Data provided by Chinese tourism service website qunar.com also showed that during this year's Qingming Festival holidays, ticket bookings on the website were 1.4 times more than 2019, while hotel bookings were 1.5 times higher compared with 2019. 

A Shanghai resident surnamed Qi who traveled to Southwest China's Chongqing said that this is the first time in three months that she has traveled. "I didn't travel during the Spring Festival holidays so I want to take a trip during the Qingming Festival. Besides, since the epidemic has been brought under control, I think it's very safe to travel at this time," Qi told the Global Times. 

She also noted that in Chongqing, tourist crowds were very dense, and it generally took more than two hours to wait in queues for a boat or a famed restaurant at local tourism sites. 

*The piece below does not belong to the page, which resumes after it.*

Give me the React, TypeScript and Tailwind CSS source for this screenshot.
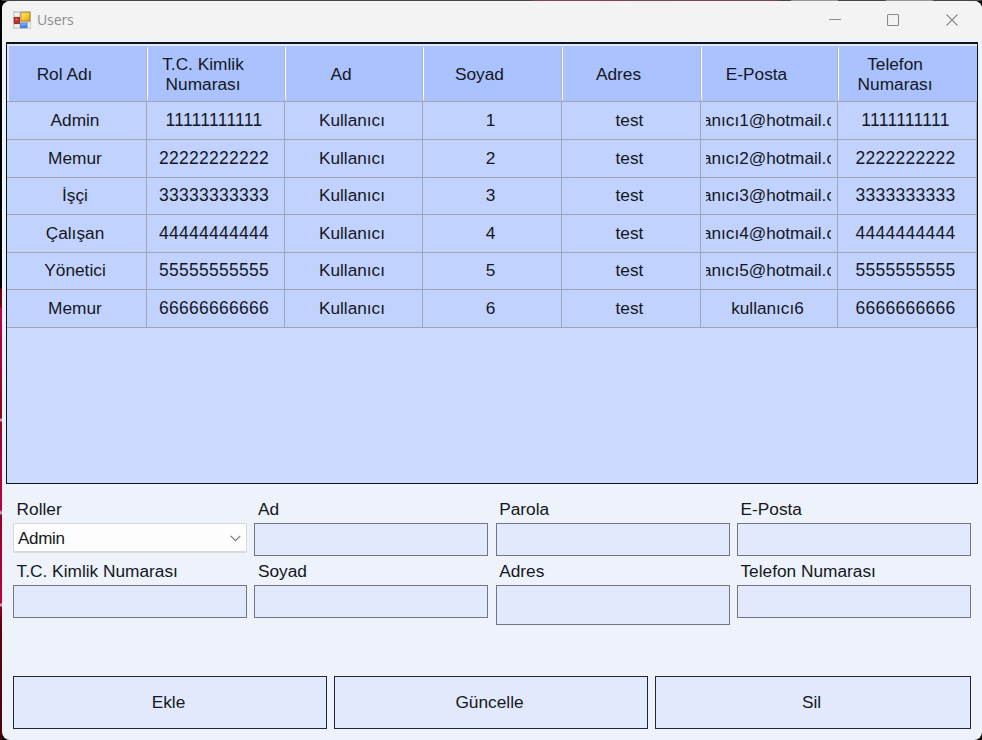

Besides tourism, the movie industry also saw a strong rebound during the holiday. By the end of 12:56 noon on Monday, this year's Qingming Festival movie box office surpassed 700 million yuan ($107 million), breaking the previous record of 641 million yuan set in 2019. 

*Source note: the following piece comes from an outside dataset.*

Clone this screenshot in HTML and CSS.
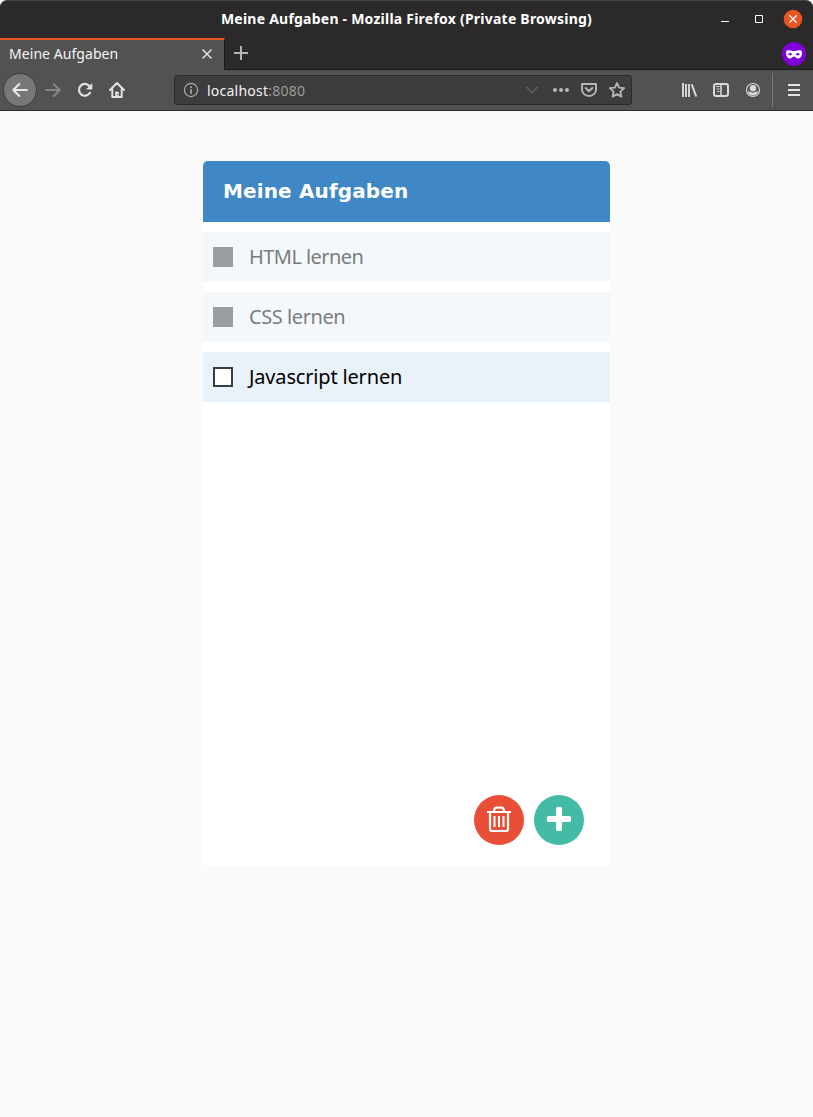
FILE: index.html
```html
<!DOCTYPE html>
<html lang="de">
<head>
<meta charset="utf-8">
<title>Meine Aufgaben</title>
<link rel="stylesheet" href="styles.css">
</head>
<body>
<div class="window">
  <header class="titlebar">
    <span class="titlebar-text">Meine Aufgaben - Mozilla Firefox (Private Browsing)</span>
    <svg class="window-controls" width="90" height="38" viewBox="0 0 90 38" fill="none" stroke="#fff">
      <path d="M8 21.500h8"/><path d="M42.500 15.500h7v7h-7z"/>
      <circle cx="80" cy="19" r="9.300" fill="#e95420" stroke="none"/>
      <path d="M76.300 15.300l7.400 7.400m0-7.400l-7.400 7.400" stroke-width="1.300"/>
    </svg>
  </header>
  <div class="tabstrip">
    <div class="tab">
      <span class="tab-text">Meine Aufgaben</span>
      <svg class="tab-close" width="12" height="12" viewBox="0 0 12 12" fill="none" stroke="#d8d8d8" stroke-width="1.700"><path d="M1.500 1.500l9 9m0-9l-9 9"/></svg>
    </div>
    <svg class="new-tab" width="14" height="14" viewBox="0 0 14 14" fill="none" stroke="#b5b5b5" stroke-width="2"><path d="M7 0v14M0 7h14"/></svg>
    <svg class="private" width="24" height="24" viewBox="0 0 24 24">
      <circle cx="12" cy="12" r="12" fill="#8000d7"/>
      <path fill="#fff" fill-rule="evenodd" d="M4 10.500C4 8.500 5.500 8.300 7 8.300c2 0 3.500 1 5 1s3-1 5-1c1.500 0 3 .2 3 2.200 0 3.500-1.500 6-4 6-2 0-2.500-2-4-2s-2 2-4 2c-2.500 0-4-2.500-4-6zM6 12.300q2.300 2.200 4.300 0-2.100-2.400-4.300 0zm7.700 0q2 2.200 4.300 0-2.200-2.400-4.300 0z"/>
    </svg>
  </div>
  <nav class="toolbar">
    <div class="back"><svg width="16" height="16" viewBox="0 0 16 16" fill="none" stroke="#e8e8e8" stroke-width="2" stroke-linecap="round" stroke-linejoin="round"><path d="M15 8H1.300M7.300 2l-6 6 6 6"/></svg></div>
    <svg class="forward" width="16" height="16" viewBox="0 0 16 16" fill="none" stroke="#858585" stroke-width="2" stroke-linecap="round" stroke-linejoin="round"><path d="M1 8h13.700M8.700 2l6 6-6 6"/></svg>
    <svg class="reload" width="16" height="16" viewBox="0 0 16 16" fill="none" stroke="#e2e2e2" stroke-width="2.200" stroke-linecap="round"><path d="M13 10.800A5.900 5.900 0 1 1 12.400 4"/><path d="M15.300 1v6.500H9z" fill="#e2e2e2" stroke="none"/></svg>
    <svg class="home" width="16" height="16" viewBox="0 0 16 16" fill="none" stroke="#e2e2e2" stroke-width="2" stroke-linecap="round" stroke-linejoin="round"><path d="M1 8l7-7 7 7M3.300 7v8h9.400V7"/><path d="M6.800 14.500V10h2.400v4.500z" fill="#e2e2e2" stroke-width="1"/><path d="M8 12.500h1" stroke="#525252" stroke-width="1" stroke-linecap="butt"/></svg>
    <div class="urlbar">
      <svg class="info" width="16" height="16" viewBox="0 0 16 16" fill="none" stroke="#aaa"><circle cx="8" cy="8" r="6.600" stroke-width="1.200"/><path d="M8 7v5M8 4.200v1.700" stroke-width="1.600"/></svg>
      <span class="url">localhost<span class="port">:8080</span></span>
      <svg class="url-actions" width="102" height="18" viewBox="0 0 102 18" fill="none" stroke="#b8b8b8" stroke-width="2" stroke-linecap="round" stroke-linejoin="round">
        <path d="M3 6.500l5 5 5-5" stroke="#5f5f5f" stroke-width="1.700"/>
        <g fill="#b8b8b8" stroke="none"><circle cx="31" cy="9" r="2"/><circle cx="37" cy="9" r="2"/><circle cx="43" cy="9" r="2"/></g>
        <path d="M58 3h14v5.500a7 6.500 0 0 1-14 0z" stroke-width="1.900"/><path d="M61.700 7l3.300 3.200L68.300 7"/>
        <path d="M93 2l2.100 4.600 5 .6-3.700 3.400 1 5L93 13.100l-4.400 2.500 1-5-3.700-3.400 5-.6z" stroke-width="1.800"/>
      </svg>
    </div>
    <svg class="tools" width="80" height="16" viewBox="0 0 80 16" fill="none" stroke="#dadada">
      <path d="M2 1v14M5 2v13M8 2v13" stroke-width="1.900"/><path d="M10.700 2.300L15.200 14.500" stroke-width="2"/>
      <rect x="33" y="2" width="14" height="12" rx="2" stroke-width="2"/><path d="M40 2v12" stroke-width="1.600"/><path d="M35 4.500h3.500M35.500 7h3M36 9.500h2.500"/>
      <circle cx="72" cy="8" r="6.500" stroke-width="1.200"/><circle cx="72" cy="6.200" r="3.200" fill="#dadada" stroke="none"/><path d="M66.900 9.200c1.300.2 2.500.4 3.500 1.100q1.600.8 3.200 0c1-.7 2.200-.9 3.500-1.100-.6 2.700-2.500 4.300-5.100 4.300s-4.500-1.600-5.100-4.300z" fill="#dadada" stroke="none"/>
    </svg>
    <span class="divider"></span>
    <svg width="12" height="14" viewBox="0 0 12 14" stroke="#e2e2e2" stroke-width="2" class="menu"><path d="M0 2h12M0 7h12M0 12h12"/></svg>
  </nav>
  <main class="page">
    <section class="card">
      <h1 class="card-title">Meine Aufgaben</h1>
      <ul class="tasks">
        <li class="task done"><span class="box"></span><span class="label label-html">HTML lernen</span></li>
        <li class="task done"><span class="box"></span><span class="label label-css">CSS lernen</span></li>
        <li class="task"><span class="box"></span><span class="label label-js">Javascript lernen</span></li>
      </ul>
      <div class="actions">
        <button class="action delete" aria-label="Löschen"><svg width="26" height="28" viewBox="0 0 26 28" fill="none" stroke="#fff" stroke-width="2.200"><path d="M1 6h24M7.700 5.500l.8-2.500q.5-1.300 1.700-1.300h5.600q1.200 0 1.700 1.300l.8 2.500M4 6v17q0 2 2 2h14q2 0 2-2V6"/><path d="M8.500 10v11M13 10v11M17.500 10v11" stroke-width="2"/></svg></button>
        <button class="action add" aria-label="Hinzufügen"><svg width="24" height="24" viewBox="0 0 24 24" fill="#fff"><path d="M10.500 0h3q1.500 0 1.500 1.500V9h7.500Q24 9 24 10.500v3q0 1.500-1.500 1.500H15v7.500q0 1.500-1.500 1.500h-3Q9 24 9 22.500V15H1.500Q0 15 0 13.500v-3Q0 9 1.500 9H9V1.500Q9 0 10.500 0z"/></svg></button>
      </div>
    </section>
  </main>
</div>
</body>
</html>
```
FILE: styles.css
```css
* { box-sizing: border-box; }
body { margin: 0; background: #fafafa; font-family: "Noto Sans", sans-serif; }
.window { height: 1117px; display: flex; flex-direction: column; overflow: hidden; }
.titlebar { height: 38px; display: flex; align-items: center; justify-content: center; background: #2c292a; border-top: 1px solid #474445; border-radius: 7px 7px 0 0; color: #fff; font-size: 14px; font-weight: 700; padding: 0 10px 2px 100px; flex: none; }
.titlebar-text { flex: 1; text-align: center; white-space: nowrap; letter-spacing: .23px; }
.window-controls { flex: none; }
.tabstrip { height: 32px; flex: none; display: flex; align-items: center; background: #2c292a; border-bottom: 1px solid #1b191a; }
.tab { width: 225px; height: 32px; align-self: flex-start; flex: none; margin-bottom: -1px; display: flex; align-items: center; justify-content: space-between; padding: 0 11px 0 9px; background: #525252; border-top: 2px solid #e95420; border-right: 1px solid #1b191a; color: #f4f4f4; font-size: 14px; letter-spacing: .06px; }
.tab-text { padding-bottom: 3px; }
.tab-close { margin-bottom: 2px; }
.new-tab { margin: 0 0 2px 9px; }
.private { margin-left: auto; margin-right: 7px; }
.toolbar { height: 41px; flex: none; display: flex; align-items: center; background: #525252; border-bottom: 1px solid #2b2b2b; }
.back { width: 34px; height: 34px; margin-left: 3px; border: 1px solid #3d3d3d; border-radius: 50%; background: #777; display: flex; align-items: center; justify-content: center; }
.forward { margin-left: 8px; }
.reload, .home { margin-left: 16px; }
.urlbar { width: 458px; height: 30px; margin-left: 49px; display: flex; align-items: center; background: #3d3d3d; border: 1px solid #2a2a2a; border-radius: 3px; padding: 0 5px 0 8px; }
.url { margin-left: 8px; color: #f2f2f2; font-size: 14px; letter-spacing: .23px; }
.port { color: #9c9c9c; }
.url-actions { margin-left: auto; }
.tools { margin-left: 49px; }
.divider { width: 1px; height: 34px; margin-left: 11px; background: #777; }
.menu { margin-left: 15px; }
.page { flex: 1; padding-top: 50px; background: #fafafa; }
.card { width: 407px; height: 705px; margin: 0 auto; display: flex; flex-direction: column; background: #fff; border-radius: 5px; overflow: hidden; }
.card-title { margin: 0; height: 61px; padding-left: 20px; background: #4087c6; color: #fff; font: 700 20px/60px "DejaVu Sans", sans-serif; letter-spacing: .14px; }
.tasks { list-style: none; margin: 10px 0 0; padding: 0; display: flex; flex-direction: column; gap: 10px; }
.task { height: 50px; padding-left: 10px; display: flex; align-items: center; gap: 16px; background: #eaf2f9; color: #000; font-size: 20px; }
.label { padding-bottom: 2px; }
.label-html { letter-spacing: -.55px; }
.label-css { letter-spacing: -.42px; }
.label-js { letter-spacing: -.17px; }
.box { width: 20px; height: 20px; border: 2px solid #393e42; background: #fff; }
.done { background: #f4f8fb; color: #7b7c7e; }
.done .box { background: #9b9e9f; border-color: #9b9e9f; }
.actions { margin-top: auto; padding: 0 26px 21px 0; display: flex; justify-content: flex-end; gap: 10px; }
.action { width: 50px; height: 50px; padding: 0; border: 0; border-radius: 50%; display: flex; align-items: center; justify-content: center; }
.delete { background: #e94f37; }
.add { background: #44bba4; }
.add svg { margin-bottom: 3px; }
```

In Beijing, 100 monitored consumption sites including supermarkets and restaurants earned 2.15 billion yuan of sales revenues for this Qingming Festival holidays, up 12.6 percent year-on-year and up 6.4 percent compared with the corresponding period in 2019. 

Behind the booming consumption is China's strong and effective epidemic control measures, including taking urgent measures to wipe out random COVID-19 breakouts in certain regions and vigorous promotion of COVID-19 vaccines. By Saturday, nearly 137 million COVID-19 vaccines have been administered in China in total. 

Experts said that China's consumption market has recovered close to the pre-epidemic level in 2019, if not yet witnessing a complete surpassing.

"China's consumption revenues should have more than doubled during this year's Qingming Festival holidays compared with 2020, when many industries remained idle or closed due to the virus outbreak," Hu Qimu, chief researcher at the Sinosteel Economic Research Institute, told the Global Times. 

He attributed the rebound to the country's manufacturing recovery over the recent months which has increased people's income, as well as retaliatory consumption, particularly in travel and tourism, as a result of suppressed demand during Spring Festival holidays. 

Zhou from China Spring Tour also said that the peak of the tourism recovery is yet to come, as she anticipated that tourism volume during this year's May Day holidays would surpass that of 2019. 

Boosting Q2 economy

Experts also noted that the booming consumption during Qingming as well as the upcoming May Day holidays could help boost consumption in the second quarter by enhancing market confidence, which would in turn add momentum to economic growth. 

According to Hu, the consumption growth in the Qingming Festival holidays would "send a signal to the market" about the trend of consumption and economic recovery, which would enhance people's expectations that the consumption sector would further grow.

"China's consumption market will continue its recovery as the government focuses on securing employment, and as tax cuts continue to be in place, which will increase residents' income as a result," Hu said. 

He anticipated that China's consumption revenue would grow by about 50-80 percent during the second quarter, while total GDP could rise by around 10 percent. 

Wu Chaoming, chief economist at Chasing Securities, said that problems stemming from an economic imbalance have protruded after the epidemic hit, as some micro businesses have not weathered the storm. But such an imbalance would gradually ease with the general economic recovery, and during that process, the consumption market will also gain momentum to rise further. 

He predicted that China's second-quarter GDP could grow by about 8.5 percent, with the consumption sector being the biggest contributor.